-- Start Provided material --

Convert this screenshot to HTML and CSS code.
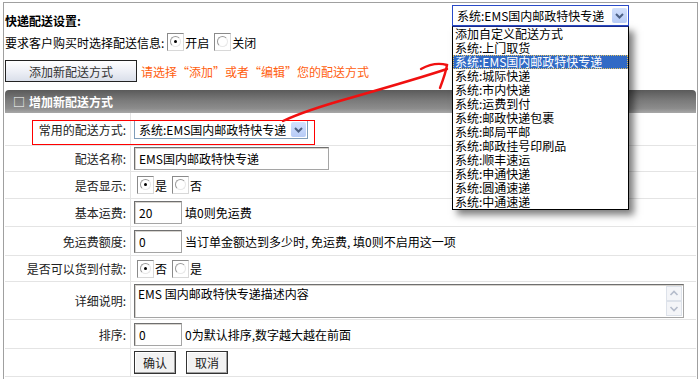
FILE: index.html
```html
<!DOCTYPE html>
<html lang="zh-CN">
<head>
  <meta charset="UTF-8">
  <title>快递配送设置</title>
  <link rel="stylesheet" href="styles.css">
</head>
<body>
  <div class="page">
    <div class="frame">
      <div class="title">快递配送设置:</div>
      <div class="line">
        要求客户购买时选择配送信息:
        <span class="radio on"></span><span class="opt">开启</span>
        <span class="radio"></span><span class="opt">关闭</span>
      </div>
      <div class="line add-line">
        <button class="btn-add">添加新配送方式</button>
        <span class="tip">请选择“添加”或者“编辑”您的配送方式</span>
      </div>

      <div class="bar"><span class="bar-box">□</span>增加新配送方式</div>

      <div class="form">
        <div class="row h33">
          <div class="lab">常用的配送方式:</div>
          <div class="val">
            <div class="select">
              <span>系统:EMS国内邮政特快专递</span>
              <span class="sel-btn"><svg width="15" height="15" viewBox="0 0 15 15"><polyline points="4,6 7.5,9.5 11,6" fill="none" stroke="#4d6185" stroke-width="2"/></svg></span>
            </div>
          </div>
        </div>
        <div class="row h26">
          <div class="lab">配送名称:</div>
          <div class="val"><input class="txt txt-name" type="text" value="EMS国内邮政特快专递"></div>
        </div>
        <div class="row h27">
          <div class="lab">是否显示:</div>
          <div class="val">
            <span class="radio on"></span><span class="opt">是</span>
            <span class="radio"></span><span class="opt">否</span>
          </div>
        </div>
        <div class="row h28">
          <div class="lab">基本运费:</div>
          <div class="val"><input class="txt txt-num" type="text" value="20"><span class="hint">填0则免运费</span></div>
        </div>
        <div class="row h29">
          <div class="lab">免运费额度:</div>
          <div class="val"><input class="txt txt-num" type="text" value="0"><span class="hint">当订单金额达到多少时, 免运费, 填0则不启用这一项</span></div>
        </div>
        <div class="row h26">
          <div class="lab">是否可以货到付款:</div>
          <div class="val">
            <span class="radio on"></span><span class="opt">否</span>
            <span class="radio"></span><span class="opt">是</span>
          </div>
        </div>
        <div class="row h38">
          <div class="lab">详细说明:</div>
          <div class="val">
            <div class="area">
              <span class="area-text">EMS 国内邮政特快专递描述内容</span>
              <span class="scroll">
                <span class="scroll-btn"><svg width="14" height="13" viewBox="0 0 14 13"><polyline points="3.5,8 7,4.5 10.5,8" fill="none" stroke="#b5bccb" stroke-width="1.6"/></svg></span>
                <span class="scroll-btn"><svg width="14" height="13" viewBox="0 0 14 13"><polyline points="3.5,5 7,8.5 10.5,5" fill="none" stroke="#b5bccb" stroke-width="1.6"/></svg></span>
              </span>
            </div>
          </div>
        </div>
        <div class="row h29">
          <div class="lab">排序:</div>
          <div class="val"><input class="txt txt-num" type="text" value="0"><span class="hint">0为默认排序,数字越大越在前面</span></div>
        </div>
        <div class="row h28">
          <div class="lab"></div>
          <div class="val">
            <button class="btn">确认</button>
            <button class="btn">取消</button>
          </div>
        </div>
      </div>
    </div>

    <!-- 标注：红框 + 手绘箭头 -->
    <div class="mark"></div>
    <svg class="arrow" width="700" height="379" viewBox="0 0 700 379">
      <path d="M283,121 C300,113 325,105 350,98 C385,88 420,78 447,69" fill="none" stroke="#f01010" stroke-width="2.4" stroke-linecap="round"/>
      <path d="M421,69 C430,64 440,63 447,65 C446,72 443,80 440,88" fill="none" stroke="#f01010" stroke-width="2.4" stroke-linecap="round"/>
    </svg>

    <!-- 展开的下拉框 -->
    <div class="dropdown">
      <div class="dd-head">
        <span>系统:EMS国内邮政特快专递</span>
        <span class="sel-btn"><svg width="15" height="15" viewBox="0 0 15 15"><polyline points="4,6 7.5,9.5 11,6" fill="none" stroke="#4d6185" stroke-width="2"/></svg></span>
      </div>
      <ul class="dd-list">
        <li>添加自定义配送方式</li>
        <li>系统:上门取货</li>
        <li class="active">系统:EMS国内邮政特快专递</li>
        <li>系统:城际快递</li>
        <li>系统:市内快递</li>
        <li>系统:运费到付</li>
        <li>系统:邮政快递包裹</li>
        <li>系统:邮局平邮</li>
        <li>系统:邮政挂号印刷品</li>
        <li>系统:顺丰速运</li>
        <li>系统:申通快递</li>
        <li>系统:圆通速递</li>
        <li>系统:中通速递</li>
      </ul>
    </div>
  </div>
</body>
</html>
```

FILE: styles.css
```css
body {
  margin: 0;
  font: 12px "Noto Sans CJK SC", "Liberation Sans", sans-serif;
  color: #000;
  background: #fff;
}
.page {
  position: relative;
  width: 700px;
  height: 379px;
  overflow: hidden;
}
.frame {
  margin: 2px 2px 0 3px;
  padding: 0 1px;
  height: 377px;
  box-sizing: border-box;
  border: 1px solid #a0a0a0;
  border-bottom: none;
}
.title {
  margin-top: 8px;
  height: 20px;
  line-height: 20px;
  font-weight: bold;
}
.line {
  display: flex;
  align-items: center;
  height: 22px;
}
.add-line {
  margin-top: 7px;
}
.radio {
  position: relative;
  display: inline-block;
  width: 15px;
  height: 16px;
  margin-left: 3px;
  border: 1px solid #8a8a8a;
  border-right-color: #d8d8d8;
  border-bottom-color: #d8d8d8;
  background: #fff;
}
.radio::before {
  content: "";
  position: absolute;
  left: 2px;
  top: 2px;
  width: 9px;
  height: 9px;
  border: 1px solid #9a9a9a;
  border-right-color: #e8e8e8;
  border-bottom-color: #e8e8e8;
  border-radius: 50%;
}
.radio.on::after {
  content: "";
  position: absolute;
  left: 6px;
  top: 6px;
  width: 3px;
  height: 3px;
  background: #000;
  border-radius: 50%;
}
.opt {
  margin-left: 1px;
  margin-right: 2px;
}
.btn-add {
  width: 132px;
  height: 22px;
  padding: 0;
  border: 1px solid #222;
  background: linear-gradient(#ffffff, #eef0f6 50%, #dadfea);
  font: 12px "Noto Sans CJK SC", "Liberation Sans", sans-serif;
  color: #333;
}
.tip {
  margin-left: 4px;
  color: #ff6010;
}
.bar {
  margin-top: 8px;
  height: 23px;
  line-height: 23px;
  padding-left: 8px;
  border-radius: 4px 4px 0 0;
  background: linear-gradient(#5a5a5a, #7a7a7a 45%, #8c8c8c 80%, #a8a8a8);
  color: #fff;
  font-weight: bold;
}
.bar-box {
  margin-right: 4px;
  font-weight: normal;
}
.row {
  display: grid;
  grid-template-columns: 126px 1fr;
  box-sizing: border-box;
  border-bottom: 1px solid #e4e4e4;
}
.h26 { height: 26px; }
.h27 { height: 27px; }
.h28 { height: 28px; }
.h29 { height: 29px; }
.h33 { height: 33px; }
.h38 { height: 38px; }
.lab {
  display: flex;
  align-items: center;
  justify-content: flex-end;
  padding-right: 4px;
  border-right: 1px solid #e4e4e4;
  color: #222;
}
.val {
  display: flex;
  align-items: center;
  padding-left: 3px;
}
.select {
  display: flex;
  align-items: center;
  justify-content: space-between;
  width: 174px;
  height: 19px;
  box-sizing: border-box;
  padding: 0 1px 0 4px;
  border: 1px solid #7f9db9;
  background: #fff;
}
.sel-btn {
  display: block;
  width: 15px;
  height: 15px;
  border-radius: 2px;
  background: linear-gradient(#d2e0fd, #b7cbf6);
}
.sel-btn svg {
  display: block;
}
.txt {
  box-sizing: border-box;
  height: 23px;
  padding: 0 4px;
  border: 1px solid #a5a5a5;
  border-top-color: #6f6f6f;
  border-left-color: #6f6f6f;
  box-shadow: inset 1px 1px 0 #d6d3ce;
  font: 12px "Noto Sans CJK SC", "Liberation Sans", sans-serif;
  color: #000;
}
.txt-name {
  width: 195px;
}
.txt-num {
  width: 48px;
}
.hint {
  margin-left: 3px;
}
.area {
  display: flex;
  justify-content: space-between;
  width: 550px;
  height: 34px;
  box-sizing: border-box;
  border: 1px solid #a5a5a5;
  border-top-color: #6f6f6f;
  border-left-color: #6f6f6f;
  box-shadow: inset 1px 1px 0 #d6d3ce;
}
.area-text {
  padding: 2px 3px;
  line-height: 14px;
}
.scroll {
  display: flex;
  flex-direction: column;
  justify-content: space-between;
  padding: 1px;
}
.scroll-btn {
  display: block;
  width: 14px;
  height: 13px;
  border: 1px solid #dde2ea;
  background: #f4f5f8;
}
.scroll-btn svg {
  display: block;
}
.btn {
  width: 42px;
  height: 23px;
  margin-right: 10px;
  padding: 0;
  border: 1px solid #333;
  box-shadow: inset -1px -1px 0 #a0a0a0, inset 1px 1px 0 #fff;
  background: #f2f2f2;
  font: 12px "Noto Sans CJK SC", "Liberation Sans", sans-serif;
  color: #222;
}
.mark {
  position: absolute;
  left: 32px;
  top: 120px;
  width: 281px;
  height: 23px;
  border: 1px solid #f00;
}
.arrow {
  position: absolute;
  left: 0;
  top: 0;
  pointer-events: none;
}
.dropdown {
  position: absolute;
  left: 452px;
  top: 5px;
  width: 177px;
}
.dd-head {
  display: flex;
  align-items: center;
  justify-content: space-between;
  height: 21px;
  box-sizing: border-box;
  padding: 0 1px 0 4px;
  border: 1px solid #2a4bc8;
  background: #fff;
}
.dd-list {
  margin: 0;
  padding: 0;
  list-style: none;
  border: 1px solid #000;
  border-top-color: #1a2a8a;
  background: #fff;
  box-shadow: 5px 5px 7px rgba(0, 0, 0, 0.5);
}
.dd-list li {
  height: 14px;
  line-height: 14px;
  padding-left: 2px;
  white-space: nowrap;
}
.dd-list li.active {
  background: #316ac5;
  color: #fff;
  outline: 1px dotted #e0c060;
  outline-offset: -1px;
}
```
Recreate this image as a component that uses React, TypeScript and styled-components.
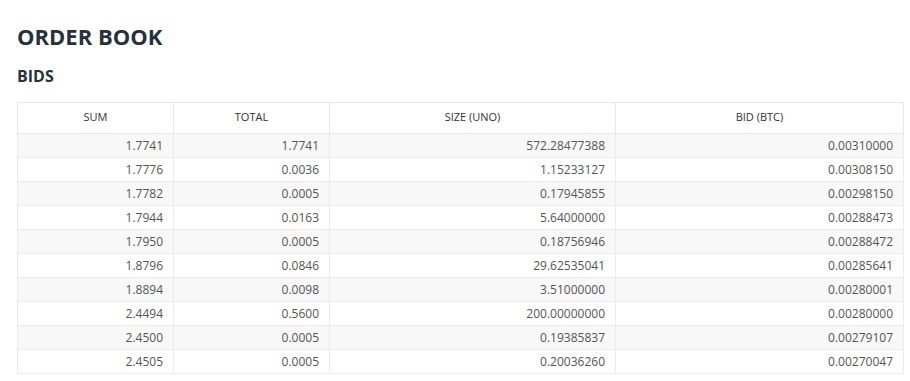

-- End Provided material --

*Short task*. Across all the entries, count the lines that contain the word "this" and give the number by itself.

*Result of the task*. 2